We're planting a tree for every job application! Click here to learn more

Working with binary data in Clojure

fctorial

25 May 2021

•

5 min read

Working with binary data in Clojure
  • Clojure

Despite being a very low level language, serializing and deserializing binary data is dead simple in C. It's because C is a weak/un typed language. In fact, it started out as a simple non-optimizing frontend for assembly. All constructs in C language have straightforward analogues in assembly.

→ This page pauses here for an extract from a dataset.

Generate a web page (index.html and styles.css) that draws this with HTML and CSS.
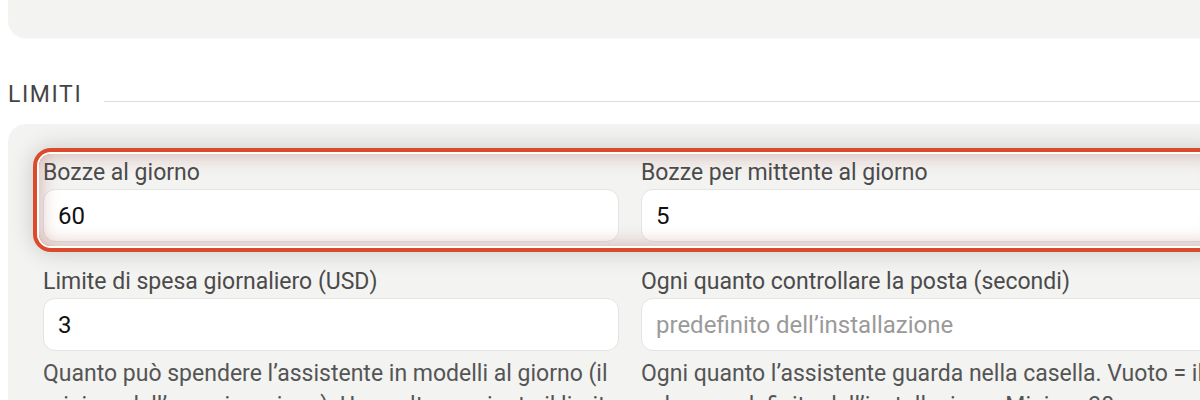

So if you have a handle to a memory location in your C program, you can just cast it to a pointer to a struct (a construct defining the structure of a region of memory), and start using the fields of that struct:

// struct definition
typedef struct {
    x i32,
    y i32,
    z i32
} Point;

// get the mean z coordinate of first `n` point in the data blob pointed to by `ptr`
i32 avg_z(void* ptr, i32 n) {
    Point* ps = (Point*) ptr;
    i32 sum = 0;
    for (int i=0; i<n; i++) {
        sum += ps[i].z;
    }
    return ((float) sum) / n;
}

parse_struct is a clojure library that allows you to deserialize and serialize binary data using an API as straightforward as the one you would use in C. This page will serve as a guide for this library.

A simple example

I will start by translating the above C program to parse_struct.

Defining the format of your data is the first thing you should do when parsing some data using parse_struct. The definition of the Point type in the C example will look like this:

(ns fctorial.demo
  (:require [parse_struct.common_types :as ct]
            [parse_struct.core :refer :all]))

(def Point_t {:type       :struct
              :definition [[:x ct/i32]
                           [:y ct/i32]
                           [:z ct/i32]]})

(defn Point_Array_t [n]
  {:type    :array
   :element Point_t
   :len     n})

parse_struct.common_types contains all the fundamental data types (1, 2, 4, 8 byte little and big endian, signed and unsigned integers, 4, 8 byte little and big endian floats, and padding). You can combine them using :structs and :arrays to form more complex data types.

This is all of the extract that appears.